Peggy and Christine had a particular passion to see the young people of the island reached with this message of transformation and new life. At that time, there were none of them in church, not a single one. So they began to pray in their home, asking God to do something extraordinary. One day, a lorry load of teenagers rocked up outside the church while a prayer meeting was in full swing and were causing a bit of a scene. But instead of asking them to keep the noise down, Duncan jumped into the back of the vehicle and joined in.
And so it was, that young people were at the epicentre of this amazing Jesus movement. One night as the preacher was finishing his message to a packed crowd in the eighth church he had spoken in that day, a dance was going on in one of the village halls. I guess it was the equivalent of a packed nightclub in today’s language. Inexplicably, a hundred young people fled the dance as if they were running from the plague, burst through the doors of the church and packed the aisle. While speaking about that amazing night some years later, Campbell said he had to push through them to climb into the pulpit.
That same night, 600 islanders arrived from neighbouring villages and were seen kneeling on the roadside outside the police station. One of them had heard that the officer in charge of the station had become a Christian and they wanted to meet him. A few of the church members walked the mile from the service to lead an impromptu meeting right there on the street.
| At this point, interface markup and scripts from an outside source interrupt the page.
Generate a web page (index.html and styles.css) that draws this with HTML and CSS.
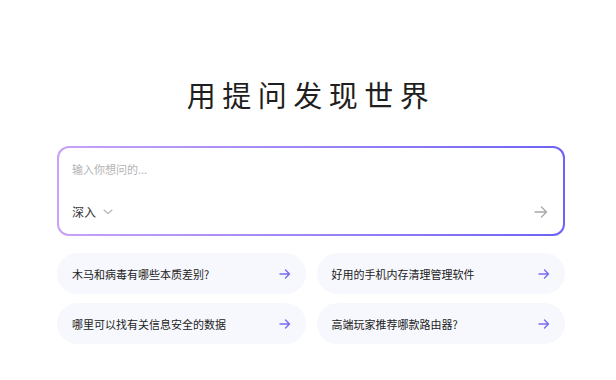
FILE: index.html
```html
<!DOCTYPE html>
<html lang="zh-CN">
<head>
    <meta charset="UTF-8">
    <meta name="viewport" content="width=device-width, initial-scale=1.0">
    <title>用提问发现世界</title>
    <link rel="stylesheet" href="styles.css">
</head>
<body>
    <div class="page">
        <h1 class="title">用提问发现世界</h1>

        <div class="ask-box">
            <div class="ask-inner">
                <div class="placeholder">输入你想问的...</div>
                <div class="ask-bottom">
                    <div class="mode">深入
                        <svg class="chevron" width="10" height="6" viewBox="0 0 10 6"><path d="M1 1l4 3.5L9 1" fill="none" stroke="#b5b5b5" stroke-width="1.1" stroke-linecap="round"/></svg>
                    </div>
                    <svg class="send" width="14" height="12" viewBox="0 0 14 12"><path d="M1 6h11.5M7.5 1l5 5-5 5" fill="none" stroke="#a8a8ad" stroke-width="1.3" stroke-linecap="round" stroke-linejoin="round"/></svg>
                </div>
            </div>
        </div>

        <div class="suggestions">
            <div class="card"><span>木马和病毒有哪些本质差别?</span>
                <svg width="12" height="10" viewBox="0 0 12 10"><path d="M1 5h9.5M6.5 1l4 4-4 4" fill="none" stroke="#7a6cf2" stroke-width="1.4" stroke-linecap="round" stroke-linejoin="round"/></svg></div>
            <div class="card"><span>好用的手机内存清理管理软件</span>
                <svg width="12" height="10" viewBox="0 0 12 10"><path d="M1 5h9.5M6.5 1l4 4-4 4" fill="none" stroke="#7a6cf2" stroke-width="1.4" stroke-linecap="round" stroke-linejoin="round"/></svg></div>
            <div class="card"><span>哪里可以找有关信息安全的数据</span>
                <svg width="12" height="10" viewBox="0 0 12 10"><path d="M1 5h9.5M6.5 1l4 4-4 4" fill="none" stroke="#7a6cf2" stroke-width="1.4" stroke-linecap="round" stroke-linejoin="round"/></svg></div>
            <div class="card"><span>高端玩家推荐哪款路由器?</span>
                <svg width="12" height="10" viewBox="0 0 12 10"><path d="M1 5h9.5M6.5 1l4 4-4 4" fill="none" stroke="#7a6cf2" stroke-width="1.4" stroke-linecap="round" stroke-linejoin="round"/></svg></div>
        </div>
    </div>
</body>
</html>
```

FILE: styles.css
```css
body {
    margin: 0;
    background: #fff;
    font-family: "Noto Sans CJK SC", "Noto Sans", sans-serif;
    color: #222;
}
.page {
    width: 508px;
    margin-left: 57px;
    padding-top: 74px;
}
.title {
    margin: 0 0 32px;
    text-align: center;
    font-size: 29px;
    font-weight: 400;
    letter-spacing: 6.5px;
    line-height: 40px;
    color: #1f1f1f;
}
.ask-box {
    height: 90px;
    padding: 2px;
    box-sizing: border-box;
    border-radius: 12px;
    background: linear-gradient(90deg, #c8a2f8, #9d85f6 50%, #6c62f4);
}
.ask-inner {
    height: 100%;
    box-sizing: border-box;
    background: #fff;
    border-radius: 10px;
    padding: 13px 13px 0 13px;
    display: flex;
    flex-direction: column;
}
.placeholder {
    font-size: 11px;
    color: #b3b3b3;
    line-height: 16px;
}
.ask-bottom {
    margin-top: 26px;
    display: flex;
    align-items: center;
    justify-content: space-between;
}
.mode {
    font-size: 12px;
    line-height: 18px;
    color: #333;
    display: flex;
    align-items: center;
    gap: 7px;
}
.send {
    margin-right: 2px;
}
.suggestions {
    margin-top: 17px;
    display: grid;
    grid-template-columns: 1fr 1fr;
    gap: 9px 11px;
}
.card {
    height: 41px;
    border-radius: 21px;
    background: #f7f8fd;
    display: flex;
    align-items: center;
    justify-content: space-between;
    padding: 0 15px 0 15px;
    font-size: 11px;
    color: #222;
}
```
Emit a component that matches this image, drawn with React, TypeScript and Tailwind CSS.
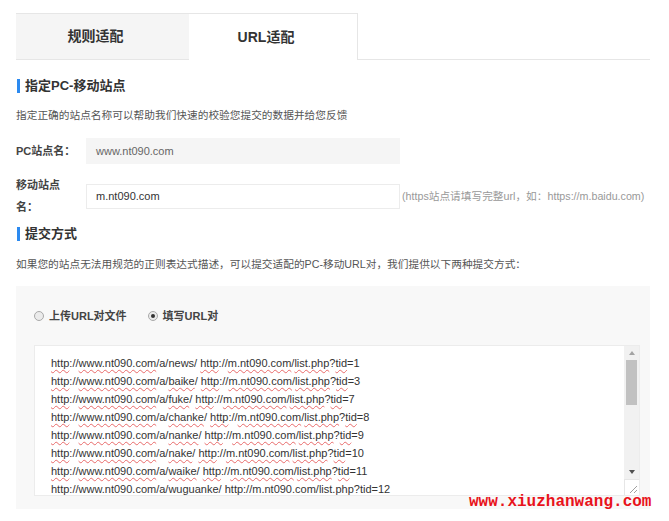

The Hebridean Revival was marked by something God did rather than anything Duncan Campbell did, or anyzone else for that matter. Three quarters of the people who became Christians over that period were converted outside of any church and before any man or woman spoke a word publicly.
Decades after those powerful days on that Scottish island, we find ourselves in troubled times where people are devoid of hope and struggling to make it through life. Even more concerning is that people see the church as irrelevant with nothing to say to ordinary working people and their families. I believe that we will witness a move of God’s power once again and I pray it will happen soon.